We know that the cost of living has gone up in just about every year of our lives. Indeed, the consumer price index has been compounding at around 3% annually for the last century. Were it to continue to do that during your three decades of retirement, you could expect to see your living costs go up very nearly 2 1/2 times.
A purely fixed-income investment strategy—focusing as it does on preventing your principal from fluctuating—may leave you seriously exposed to the long-term erosion of your purchasing power. Put simply, no asset is really “safe” if holding it means you run out of money before your time. Often, simply getting your principal back—even with interest—won’t cut it. Bottom line: Unless you have a great deal of money, a mostly fixed-income strategy may not sustain you through a long, retired life of rising living costs.
With at least two decades likely ahead of the average American at retirement, long time horizons give many retirees significant flexibility to own stocks and pursue a growth-oriented investment strategy.

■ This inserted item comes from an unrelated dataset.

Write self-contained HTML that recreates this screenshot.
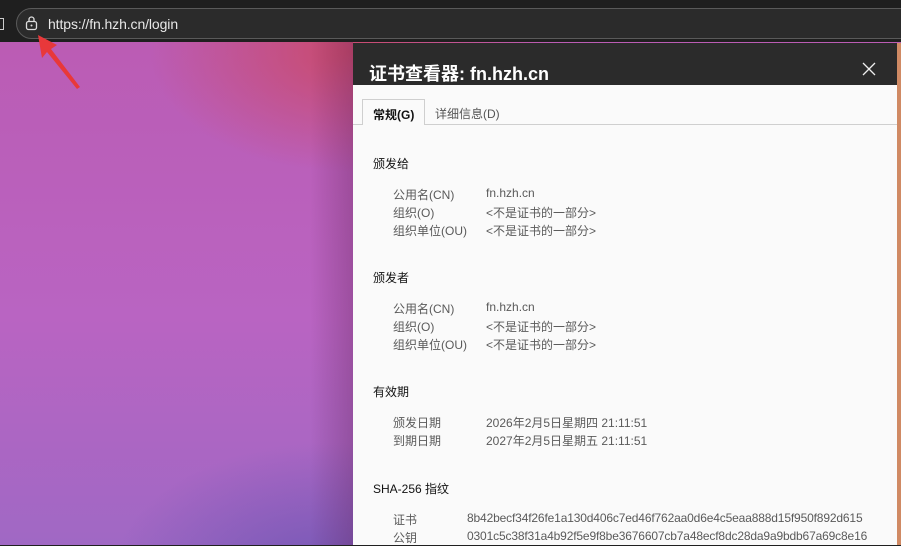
<!DOCTYPE html>
<html><head><meta charset="utf-8"><style>
*{margin:0;padding:0;box-sizing:border-box}
body{width:901px;height:545px;overflow:hidden;position:relative;font-family:"Liberation Sans","Noto Sans CJK SC",sans-serif;background:#202020}
.bg{position:absolute;left:0;top:42px;width:901px;height:503px;
background:
radial-gradient(ellipse 200px 120px at 350px 10px,rgba(205,70,90,.8),rgba(205,70,90,0) 100%),
radial-gradient(ellipse 220px 140px at 330px 540px,rgba(100,80,175,.75),rgba(100,80,175,0) 100%),
linear-gradient(180deg,#bb5cb4 0%,#b964c2 55%,#a068c4 100%);}
.shade{position:absolute;left:310px;top:42px;width:43px;height:503px;background:linear-gradient(90deg,rgba(80,30,80,0),rgba(90,30,80,.3))}
.top{position:absolute;left:0;top:0;width:901px;height:42px;background:#1f1f1f}
.addr{position:absolute;left:16px;top:8px;width:900px;height:31px;border:1px solid #5a5a5a;border-radius:16px;background:#2b2b2b}
.url{position:absolute;left:48px;top:16px;color:#e8e8e8;font-size:14px;letter-spacing:-0.1px}
.dlg{position:absolute;left:353px;top:43px;width:544px;height:502px;background:#fafafa}
.tb{position:absolute;left:0;top:0;width:544px;height:42px;background:#2b2b2b}
.title{position:absolute;left:16px;top:17px;color:#fff;font-size:18px;font-weight:bold}
.strip{position:absolute;left:897px;top:43px;width:4px;height:502px;background:#d08a64}
.tabline{position:absolute;left:0;top:81px;width:544px;height:1px;background:#cfcfcf}
.tab1{position:absolute;left:9px;top:56px;width:63px;height:26px;border:1px solid #cfcfcf;border-bottom:none;background:#fafafa;font-size:12px;font-weight:bold;color:#111;padding:6px 0 0 10px}
.tab2{position:absolute;left:82px;top:62px;font-size:12px;color:#555}
.t{position:absolute;font-size:12px;color:#5a5a5a;white-space:nowrap}
.h{position:absolute;font-size:12px;color:#111;white-space:nowrap}
.x{letter-spacing:-0.15px}
</style></head><body>
<div class="top"></div>
<div class="addr"></div>
<svg style="position:absolute;left:24px;top:15px" width="16" height="16" viewBox="0 0 16 16"><rect x="2.5" y="6.5" width="10" height="8" rx="2" fill="none" stroke="#ddd" stroke-width="1.3"/><path d="M5 6.5V4.5a2.5 2.5 0 0 1 5 0v2" fill="none" stroke="#ddd" stroke-width="1.3"/><circle cx="7.5" cy="10.5" r="1" fill="#ddd"/></svg>
<div style="position:absolute;left:0;top:18px;width:4px;height:12px;border:1px solid #ccc;border-left:none"></div>
<div class="url">https://fn.hzh.cn/login</div>
<div class="bg"></div>
<div class="shade"></div>
<svg style="position:absolute;left:30px;top:32px" width="60" height="60"><polygon points="8,3 27,13 21,17 50,55 47,57 17,20 12,26" fill="#e8383a"/></svg>
<div class="dlg">
<div class="tb"><div class="title">证书查看器: fn.hzh.cn</div>
<svg style="position:absolute;left:509px;top:19px" width="14" height="14"><path d="M1 1L13 13M13 1L1 13" stroke="#eee" stroke-width="1.3"/></svg></div>
<div class="tabline"></div>
<div class="tab1">常规(G)</div>
<div class="tab2">详细信息(D)</div>
</div>
<div class="strip"></div>
<div class="h" style="left:373px;top:155px">颁发给</div>
<div class="t" style="left:393px;top:186px">公用名(CN)</div><div class="t" style="left:486px;top:186px">fn.hzh.cn</div>
<div class="t" style="left:393px;top:204px">组织(O)</div><div class="t" style="left:486px;top:204px">&lt;不是证书的一部分&gt;</div>
<div class="t" style="left:393px;top:222px">组织单位(OU)</div><div class="t" style="left:486px;top:222px">&lt;不是证书的一部分&gt;</div>
<div class="h" style="left:373px;top:269px">颁发者</div>
<div class="t" style="left:393px;top:300px">公用名(CN)</div><div class="t" style="left:486px;top:300px">fn.hzh.cn</div>
<div class="t" style="left:393px;top:318px">组织(O)</div><div class="t" style="left:486px;top:318px">&lt;不是证书的一部分&gt;</div>
<div class="t" style="left:393px;top:336px">组织单位(OU)</div><div class="t" style="left:486px;top:336px">&lt;不是证书的一部分&gt;</div>
<div class="h" style="left:373px;top:383px">有效期</div>
<div class="t" style="left:393px;top:414px">颁发日期</div><div class="t" style="left:486px;top:414px">2026年2月5日星期四 21:11:51</div>
<div class="t" style="left:393px;top:432px">到期日期</div><div class="t" style="left:486px;top:432px">2027年2月5日星期五 21:11:51</div>
<div class="h" style="left:373px;top:480px">SHA-256 指纹</div>
<div class="t" style="left:393px;top:511px">证书</div><div class="t x" style="left:467px;top:511px">8b42becf34f26fe1a130d406c7ed46f762aa0d6e4c5eaa888d15f950f892d615</div>
<div class="t" style="left:393px;top:529px">公钥</div><div class="t x" style="left:467px;top:529px">0301c5c38f31a4b92f5e9f8be3676607cb7a48ecf8dc28da9a9bdb67a69c8e16</div>
</body></html>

From your financial standpoint, retirement really has only two possible outcomes. One is that your money—or at least your income—outlives you. And the other is that you outlive your money. All the smiling retirees you see enjoying a full and active life in the TV commercials can only be doing so if they’re reasonably convinced that, on present trends, their capital and the income it produces will last them to the ends of their lives.
That may also afford them the opportunity to be helpful in the education of their grandchildren and be able to leave significant legacies to the people and institutions they love.